Product articles SQL Prompt SQL Code Analysis
Never Create Columns with ANSI_PADDING…

24 February 2020

Guest post

This is a guest post from Phil Factor. Phil Factor (real name withheld to protect the guilty), aka Database Mole, has 30 years of experience with database-intensive applications.

Despite having once been shouted at by a furious Bill Gates at an exhibition in the early 1980s, he has remained resolutely anonymous throughout his career.

He is a regular contributor to Simple Talk and SQLServerCentral.

24 February 2020

Never Create Columns with ANSI_PADDING set to OFF

There is no good reason for having ANSI_PADDING set to OFF when you create tables in SQL Server. It was provided purely for legacy databases that had code that assumed the old CHAR behavior for dealing with padding, and its use has now been deprecated.

Guest post

This is a guest post from Phil Factor. Phil Factor (real name withheld to protect the guilty), aka Database Mole, has 30 years of experience with database-intensive applications.

Despite having once been shouted at by a furious Bill Gates at an exhibition in the early 1980s, he has remained resolutely anonymous throughout his career.

He is a regular contributor to Simple Talk and SQLServerCentral.

It is a bit weird to find a connection setting that changes permanently the way that some datatypes in a table are retrieved, but this is what happens if you use SET ANSI_PADDING OFF when creating a temporary or permanent table.

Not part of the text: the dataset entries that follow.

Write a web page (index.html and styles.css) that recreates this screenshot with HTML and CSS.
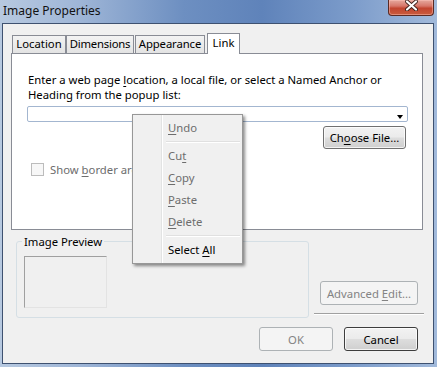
FILE: index.html
```html
<!DOCTYPE html>
<html lang="en">
  <head>
    <meta charset="UTF-8" />
    <title>Image Properties</title>
    <link rel="stylesheet" href="styles.css">
  </head>
  <body>
    <div class="window">
      <!-- Title bar -->
      <div class="titlebar">
        <span class="title">Image Properties</span>
        <button class="close-btn" aria-label="Close">
          <svg width="13" height="11" viewBox="0 0 13 11">
            <path d="M2 1.5 L11 9.5 M11 1.5 L2 9.5" stroke="#3b1f1a" stroke-width="3.8" stroke-linecap="round" />
            <path d="M2 1.5 L11 9.5 M11 1.5 L2 9.5" stroke="#ffffff" stroke-width="2.2" stroke-linecap="round" />
          </svg>
        </button>
      </div>

      <div class="client">
        <!-- Tabs -->
        <div class="tabbox">
          <div class="tabs">
            <div class="tab tab-location">Location</div>
            <div class="tab tab-dimensions">Dimensions</div>
            <div class="tab tab-appearance">Appearance</div>
            <div class="tab tab-link active">Link</div>
          </div>
          <div class="panel">
            <p class="prompt">Enter a web page <u>l</u>ocation, a local file, or select a Named Anchor or<br>Heading from the popup list:</p>
            <div class="combo"><span class="combo-arrow"></span></div>
            <div class="file-row">
              <button class="btn btn-file">Ch<u>o</u>ose File...</button>
            </div>
            <label class="check is-disabled">
              <span class="check-box"></span>
              <span>Show <u>b</u>order around linked image</span>
            </label>
          </div>
        </div>

        <!-- Preview and advanced edit -->
        <div class="lower">
          <fieldset class="preview-group">
            <legend>Image Preview</legend>
            <div class="preview-box"></div>
          </fieldset>
          <div class="side">
            <button class="btn btn-advanced" disabled>Advanced <u>E</u>dit...</button>
            <div class="separator"></div>
          </div>
        </div>

        <!-- Dialog buttons -->
        <div class="actions">
          <button class="btn btn-dialog" disabled>OK</button>
          <button class="btn btn-dialog btn-default">Cancel</button>
        </div>
      </div>

      <!-- Context menu over the location field -->
      <div class="menu">
        <div class="menu-item is-disabled"><u>U</u>ndo</div>
        <div class="menu-sep"></div>
        <div class="menu-item is-disabled">Cu<u>t</u></div>
        <div class="menu-item is-disabled"><u>C</u>opy</div>
        <div class="menu-item is-disabled"><u>P</u>aste</div>
        <div class="menu-item is-disabled"><u>D</u>elete</div>
        <div class="menu-sep"></div>
        <div class="menu-item">Select <u>A</u>ll</div>
      </div>
    </div>
  </body>
</html>
```

FILE: styles.css
```css
/* Page */
body {
  margin: 0;
  font-family: 'Noto Sans', sans-serif;
  font-size: 11.3px;
  color: #000;
}

u {
  text-decoration-thickness: 1px;
  text-underline-offset: 2px;
}

/* Window frame */
.window {
  position: relative;
  width: 437px;
  height: 367px;
  box-sizing: border-box;
  padding: 0 3px 3px 2px;
  display: flex;
  flex-direction: column;
  overflow: hidden;
  background: linear-gradient(
    to right,
    #b7c9e0 0%,
    #9fb6d7 18%,
    #6d8fc1 42%,
    #5f83ba 60%,
    #7b9bca 80%,
    #a2badb 100%
  );
}

.titlebar {
  flex: none;
  height: 23px;
  display: flex;
  justify-content: space-between;
  align-items: flex-start;
}

.title {
  padding: 3px 0 0 1px;
  line-height: 15px;
  font-size: 12px;
  color: #111;
}

.close-btn {
  width: 46px;
  height: 16px;
  padding: 0;
  border: 1px solid #5a2a24;
  border-top: none;
  border-radius: 0 0 4px 4px;
  background: linear-gradient(#e6a99e 0%, #d7776a 40%, #c24530 55%, #c95c3e 100%);
  box-shadow: inset 0 0 0 1px rgba(255, 200, 190, 0.45);
  display: flex;
  justify-content: center;
  align-items: flex-start;
}

/* Client area */
.client {
  flex: 1;
  border: 1px solid #3e5170;
  background: #f0f0f0;
  display: flex;
  flex-direction: column;
  padding: 9px 0 12px 0;
}

.tabbox {
  margin: 0 10px 0 8px;
}

.tabs {
  height: 20px;
  display: flex;
  align-items: flex-end;
  padding-left: 1px;
}

.tab {
  height: 18px;
  box-sizing: border-box;
  padding: 0;
  border: 1px solid #898c95;
  border-bottom: none;
  line-height: 16px;
  text-align: center;
  white-space: nowrap;
  background: linear-gradient(#f3f3f3, #e3e3e3);
}

.tab-location {
  width: 54px;
}

.tab-dimensions {
  width: 68px;
  letter-spacing: -0.2px;
}

.tab-appearance {
  width: 70px;
  margin-left: 1px;
  letter-spacing: -0.1px;
}

.tab-link {
  width: 33px;
}

.tab.active {
  position: relative;
  z-index: 1;
  height: 21px;
  margin-bottom: -1px;
  margin-left: 2px;
  padding-top: 1px;
  background: #fff;
}

.panel {
  height: 177px;
  box-sizing: border-box;
  border: 1px solid #898c95;
  background: #fff;
  padding: 0 14px 0 15px;
  display: flex;
  flex-direction: column;
}

.prompt {
  margin: 18px 0 0;
  line-height: 15px;
  padding-left: 1px;
  white-space: nowrap;
}

.combo {
  margin-top: 4px;
  height: 16px;
  box-sizing: border-box;
  border: 1px solid #a3b6d0;
  border-radius: 2px;
  display: flex;
  justify-content: flex-end;
  align-items: flex-start;
}

.combo-arrow {
  margin: 8px 4px 0 0;
  width: 0;
  height: 0;
  border-left: 3.5px solid transparent;
  border-right: 3.5px solid transparent;
  border-top: 4px solid #000;
}

.file-row {
  margin-top: 4px;
  display: flex;
  justify-content: flex-end;
  padding-right: 2px;
}

.check {
  margin: 14px 0 0 4px;
  display: flex;
  align-items: center;
  gap: 6px;
  line-height: 13px;
  white-space: nowrap;
}

.check-box {
  flex: none;
  width: 13px;
  height: 13px;
  box-sizing: border-box;
  border: 1px solid #bcbcbc;
  background: #f7f7f7;
}

.is-disabled {
  color: #6d6d6d;
}

/* Buttons */
.btn {
  font-family: inherit;
  font-size: 11.3px;
  color: #000;
  padding: 0 2px;
  white-space: nowrap;
  box-sizing: border-box;
  border: 1px solid #707070;
  border-radius: 3px;
  background: linear-gradient(#f2f2f2 0%, #ebebeb 48%, #dddddd 52%, #cfcfcf 100%);
  box-shadow: inset 0 0 0 1px rgba(255, 255, 255, 0.75);
}

.btn:disabled {
  color: #838383;
  border-color: #adb2b5;
  background: #f4f4f4;
  box-shadow: none;
}

.btn-file {
  width: 83px;
  height: 23px;
}

.btn-advanced {
  width: 98px;
  height: 24px;
}

.btn-dialog {
  width: 74px;
  height: 24px;
}

.btn-default {
  border-color: #3d3d3d;
}

/* Preview group */
.lower {
  margin-top: 4px;
  height: 84px;
  display: flex;
}

.preview-group {
  margin: 0 0 0 13px;
  width: 293px;
  height: 84px;
  box-sizing: border-box;
  padding: 0 7px 7px;
  border: 1px solid #d5dfe5;
  border-radius: 3px;
}

.preview-group legend {
  margin-left: -2px;
  padding: 0 2px;
  line-height: 15px;
}

.preview-box {
  margin-top: 7px;
  width: 83px;
  height: 52px;
  box-sizing: border-box;
  border: 1px solid #e3e3e3;
  border-top-color: #a0a0a0;
  border-left-color: #a0a0a0;
}

.side {
  margin-left: 5px;
  width: 110px;
  display: flex;
  flex-direction: column;
  justify-content: flex-end;
  align-items: center;
}

.separator {
  margin-top: 8px;
  margin-bottom: 3px;
  align-self: stretch;
  border-top: 1px solid #a0a0a0;
  border-bottom: 1px solid #fff;
}

.actions {
  margin-top: 9px;
  display: flex;
  justify-content: flex-end;
  gap: 11px;
  padding-right: 15px;
}

/* Context menu */
.menu {
  position: absolute;
  left: 132px;
  top: 114px;
  width: 111px;
  box-sizing: border-box;
  padding: 2px;
  border: 1px solid #979797;
  background: #f0f0f0 linear-gradient(
    to right,
    transparent 28px,
    #e2e3e3 28px,
    #e2e3e3 29px,
    #ffffff 29px,
    #ffffff 30px,
    transparent 30px
  );
  box-shadow: 2px 2px 3px rgba(0, 0, 0, 0.45);
  z-index: 5;
}

.menu-item {
  height: 22px;
  line-height: 22px;
  padding-left: 33px;
}

.menu-sep {
  height: 6px;
  margin-left: 31px;
  background: linear-gradient(
    transparent 2px,
    #e0e0e0 2px,
    #e0e0e0 3px,
    #ffffff 3px,
    #ffffff 4px,
    transparent 4px
  );
}
```
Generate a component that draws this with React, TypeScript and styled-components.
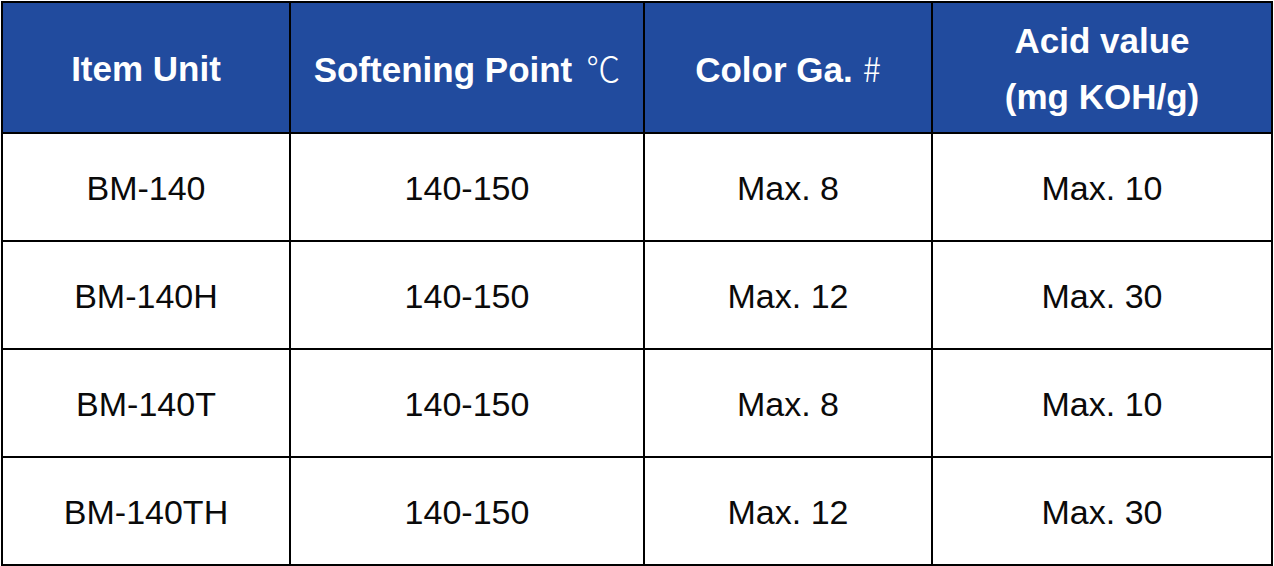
import React from "react";
import styled, { createGlobalStyle } from "styled-components";

const GlobalStyle = createGlobalStyle`
  html, body {
    margin: 0;
    padding: 0;
    background: #ffffff;
  }
  body {
    font-family: "Liberation Sans", Arial, sans-serif;
  }
`;

const Page = styled.div`
  padding: 1px 0 0 1px;
  width: 1272px;
`;

const Table = styled.div`
  display: grid;
  grid-template-columns: 286px 352px 286px 1fr;
  grid-template-rows: 129px repeat(4, 106px);
  gap: 2px;
  padding: 2px;
  background: #000000;
`;

const HeaderCell = styled.div`
  background: #214b9e;
  color: #ffffff;
  font-family: "Liberation Sans", Arial, sans-serif;
  font-weight: 700;
  font-size: 35px;
  line-height: 56px;
  display: flex;
  flex-direction: column;
  align-items: center;
  justify-content: center;
  text-align: center;
  padding-top: 3px;
`;

const Symbol = styled.span<{ $gap: number }>`
  font-family: "Noto Sans CJK SC", "DejaVu Sans", sans-serif;
  font-weight: 300;
  font-size: 34px;
  margin-left: ${(p) => p.$gap}px;
`;

const Cell = styled.div`
  background: #ffffff;
  color: #0a0a0a;
  font-family: "Liberation Sans", Arial, sans-serif;
  font-size: 34px;
  display: flex;
  align-items: center;
  justify-content: center;
  padding-top: 3px;
`;

const rows = [
  ["BM-140", "140-150", "Max. 8", "Max. 10"],
  ["BM-140H", "140-150", "Max. 12", "Max. 30"],
  ["BM-140T", "140-150", "Max. 8", "Max. 10"],
  ["BM-140TH", "140-150", "Max. 12", "Max. 30"],
];

export default function App() {
  return (
    <>
      <GlobalStyle />
      <Page>
        <Table>
          <HeaderCell>Item Unit</HeaderCell>
          <HeaderCell>
            <span>
              Softening Point<Symbol $gap={14}>℃</Symbol>
            </span>
          </HeaderCell>
          <HeaderCell>
            <span>
              Color Ga.<Symbol $gap={10}>#</Symbol>
            </span>
          </HeaderCell>
          <HeaderCell>
            <span>Acid value</span>
            <span>(mg KOH/g)</span>
          </HeaderCell>
          {rows.map((r, i) =>
            r.map((v, j) => <Cell key={`${i}-${j}`}>{v}</Cell>)
          )}
        </Table>
      </Page>
    </>
  );
}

A moment of silliness with settings, or an accidental use of an old application with a DBLib connection, when creating a table, leads to a table with some columns that handle the trailing spaces of some string or binary datatypes oddly, or inconsistently, from then on.

This option is deprecated and at some point, it will be removed (it will always be “on”). SQL Prompt has a deprecated syntax rule, DEP013, which will warn you of use of this and other deprecated SET options.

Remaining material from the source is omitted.